The thing about this that galls me so is that Congress -- both Republicans and Democrats alike -- is bending over backwards to magically make this all "legal," rather than impeaching and prosecuting the criminal son of a bitch for his crimes. What's worse, is that I have little doubt that they will end up caving to his further demand for retroactive immunity for the telecom companies who assisted the White House in this illegal scheme.

Equally extraordinary is McConnell's admission -- which marks, I believe, the first time this has been acknowledged -- that private telecommunications companies enabled this lawbreaking by giving the administration access to the conversations of Americans with no warrants:

Now the second part of the issue was under the president's program, the terrorist surveillance program, the private sector had assisted us. Because if you're going to get access you've got to have a partner and they were being sued.
McConnell went on to explain that the number one priority for the administration regarding FISA now is to demand that Congress make further FISA revisions by providing retroactive immunity to the telecom companies to ensure that there are no consequences from their breaking of the law:
Now if you play out the suits at the value they're claimed, it would bankrupt these companies. So my position was we have to provide liability protection to these private sector entities. So that was part of the request. . . .

The issue that we did not address, which has to be addressed is the liability protection for the private sector now is proscriptive, meaning going forward. We've got a retroactive problem. When I went through and briefed the various senators and congressmen, the issue was alright, look, we don't want to work that right now, it's too hard because we want to find out about some issues of the past. So what I recommended to the administration is, 'Let's take that off the table for now and take it up when Congress reconvenes in September.' . . . No, the retroactive liability protection has got to be addressed.

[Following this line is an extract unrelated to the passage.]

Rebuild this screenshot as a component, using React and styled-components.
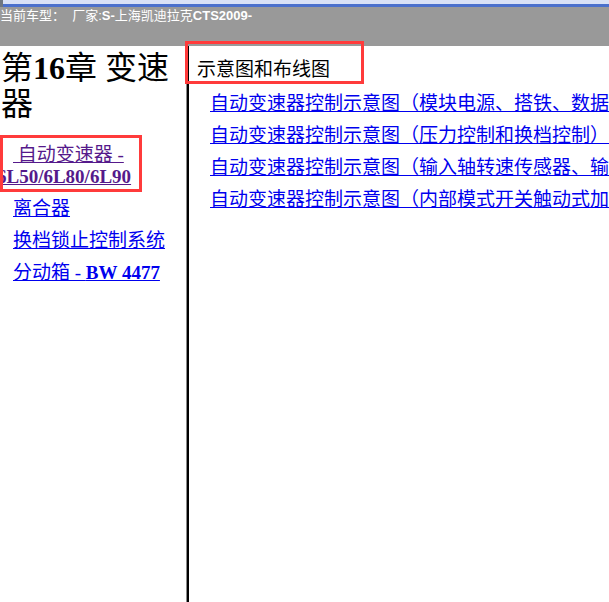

Think about how amazing this is. McConnell clearly described that in 1978, we enacted a law prohibiting warrantless eavesdropping; the Bush administration broke that law repeatedly; and the telecommunications companies actively participated in that lawbreaking. And now -- as a matter of national security -- the Bush administration is demanding that Congress pass a new law declaring that telecom companies are immune from any and all consequences -- both civil and criminal -- in the event they are found to have violated the law. It is hard to imagine open contempt for the rule of law being expressed more explicitly than this.

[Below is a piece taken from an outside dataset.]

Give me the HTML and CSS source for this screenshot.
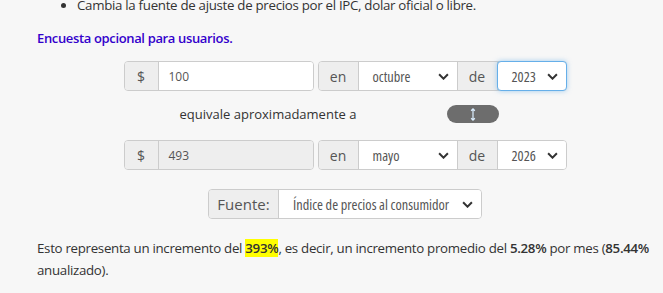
FILE: index.html
```html
<!DOCTYPE html>
<html lang="es">
<head>
<meta charset="utf-8">
<link rel="stylesheet" href="styles.css">
</head>
<body>
<div class="page">
  <ul class="bullets">
    <li>Cambia la fuente de ajuste de precios por el IPC, dolar oficial o libre.</li>
  </ul>
  <p class="survey">Encuesta opcional para usuarios.</p>

  <div class="row">
    <div class="group g-amount">
      <span class="addon a-dollar">$</span>
      <div class="field">100</div>
    </div>
    <div class="group g-date">
      <span class="addon a-en">en</span>
      <div class="select s-month"><span>octubre</span><svg class="chev" viewBox="0 0 10 6" width="11" height="7"><path d="M1 1l4 4 4-4" fill="none" stroke="#333" stroke-width="1.8"/></svg></div>
      <span class="addon a-de">de</span>
      <div class="select s-year focus"><span>2023</span><svg class="chev" viewBox="0 0 10 6" width="11" height="7"><path d="M1 1l4 4 4-4" fill="none" stroke="#333" stroke-width="1.8"/></svg></div>
    </div>
  </div>

  <div class="equiv">
    <div class="equiv-text">equivale aproximadamente a</div>
    <button class="swap"><svg viewBox="0 0 6 14" width="6" height="13"><path d="M3 1v12M1 3l2-2 2 2M1 11l2 2 2-2" fill="none" stroke="#dbeeff" stroke-width="1.3"/></svg></button>
  </div>

  <div class="row row2">
    <div class="group g-amount">
      <span class="addon a-dollar">$</span>
      <div class="field disabled">493</div>
    </div>
    <div class="group g-date">
      <span class="addon a-en">en</span>
      <div class="select s-month"><span>mayo</span><svg class="chev" viewBox="0 0 10 6" width="11" height="7"><path d="M1 1l4 4 4-4" fill="none" stroke="#333" stroke-width="1.8"/></svg></div>
      <span class="addon a-de">de</span>
      <div class="select s-year"><span>2026</span><svg class="chev" viewBox="0 0 10 6" width="11" height="7"><path d="M1 1l4 4 4-4" fill="none" stroke="#333" stroke-width="1.8"/></svg></div>
    </div>
  </div>

  <div class="row row3">
    <div class="group g-source">
      <span class="addon a-fuente">Fuente:</span>
      <div class="select s-source"><span>Índice de precios al consumidor</span><svg class="chev" viewBox="0 0 10 6" width="11" height="7"><path d="M1 1l4 4 4-4" fill="none" stroke="#333" stroke-width="1.8"/></svg></div>
    </div>
  </div>

  <p class="result">Esto representa un incremento del <b class="hl">393%</b>, es decir, un incremento promedio del <b>5.28%</b> por mes (<b>85.44%</b> anualizado).</p>
</div>
</body>
</html>
```

FILE: styles.css
```css
html, body {
  margin: 0;
  padding: 0;
  background: #f7f7f7;
}
body {
  font-family: "Open Sans", sans-serif;
  font-size: 13.3px;
  letter-spacing: -0.3px;
  color: #333;
  overflow: hidden;
}
.page {
  padding: 0 8px 0 37px;
}
.bullets {
  margin: -5px 0 0 0;
  padding-left: 40px;
  line-height: 20px;
}
.survey {
  margin: 13px 0 0 0;
  line-height: 20px;
  color: #3300cc;
  font-weight: 600;
  font-size: 13px;
  letter-spacing: -0.35px;
}
.row {
  display: flex;
  justify-content: center;
  gap: 4px;
  margin-top: 13px;
  margin-left: -2px;
  font-family: "Open Sans", sans-serif;
  font-stretch: 75%;
  font-size: 14.3px;
  letter-spacing: 0;
  color: #555;
}
.row2 { margin-top: 17px; }
.row3 { margin-top: 19px; }
.group {
  display: flex;
  height: 30px;
  box-sizing: border-box;
  border: 1px solid #ccc;
  border-radius: 4px;
}
.g-amount { width: 190px; }
.g-date { width: 249px; }
.g-source { width: 274px; }
.addon {
  flex: none;
  display: flex;
  align-items: center;
  justify-content: center;
  background: #eee;
  color: #555;
  font-size: 14px;
  font-stretch: 100%;
  box-sizing: border-box;
}
.a-dollar { width: 34px; border-right: 1px solid #ccc; border-radius: 3px 0 0 3px; }
.a-en { width: 40px; border-right: 1px solid #ccc; border-radius: 3px 0 0 3px; }
.a-de { width: 41px; border-left: 1px solid #ccc; border-right: 1px solid #ccc; }
.a-fuente { width: 70px; border-right: 1px solid #ccc; font-size: 15px; border-radius: 3px 0 0 3px; }
.field {
  flex: 1;
  display: flex;
  align-items: center;
  padding-left: 10px;
  background: #fff;
  border-radius: 0 3px 3px 0;
  font-stretch: 100%;
  font-size: 12px;
}
.field.disabled { background: #eee; }
.select {
  display: flex;
  align-items: center;
  justify-content: space-between;
  background: #fff;
  padding: 0 8px 0 14px;
  white-space: nowrap;
  box-sizing: border-box;
}
.s-month { width: 98px; flex: none; }
.s-year { flex: 1; border-radius: 0 3px 3px 0; }
.s-year.focus {
  box-shadow: 0 0 5px rgba(102,175,233,.6);
  margin: -1px;
  border: 1px solid #66afe9;
  border-radius: 4px;
}
.s-source { flex: 1; border-radius: 0 3px 3px 0; padding-left: 14px; }
.chev { flex: none; }
.equiv {
  display: flex;
  align-items: center;
  width: 443px;
  margin: 14px 0 0 86px;
  height: 18px;
  font-family: "Open Sans", sans-serif;
  font-size: 13px;
  letter-spacing: 0;
  color: #333;
}
.equiv-text {
  width: 290px;
  text-align: center;
}
.swap {
  margin-left: 34px;
  width: 52px;
  height: 18px;
  border: none;
  border-radius: 9px;
  background: #6d6d6d;
  display: flex;
  align-items: center;
  justify-content: center;
  padding: 0;
}
.result {
  margin: 18px 0 0 0;
  line-height: 22px;
}
.hl { background: #ffff00; }
b { font-weight: 600; }
```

What possible reason is there to protect anyone -- including telecom companies -- with a special law enacted to declare that they are relieved of all accountability for illegal behavior? And the premise of this argument is even more dangerous than the conclusion: it is all premised on the claim that these companies were only acting at the behest of George Bush, and therefore were entitled, even obligated, to do what they did. In other words, the President has the power to order private actors to break the law and when those orders are obeyed, the private actors are immune from the consequences of their lawbreaking, because they acted at the Leader's behest.

There's plenty more, and I urge you to read the whole thing. It should no longer be a surprise just how far we've come from the ideal of an America that values the rule of law to a nation run by outright criminals, aided and abetted by legislators we've elected and the supposed "free" press (and don't even talk to me about the canard of the press being "liberal" -- that's another story, and one that smells too much of horseshit for me to go near any more), but every so often I am flabbergasted anew by the sheer nerve of these rat bastards and their contempt for the Constitution, the law and the American people. Goddamn, I hate this current governement.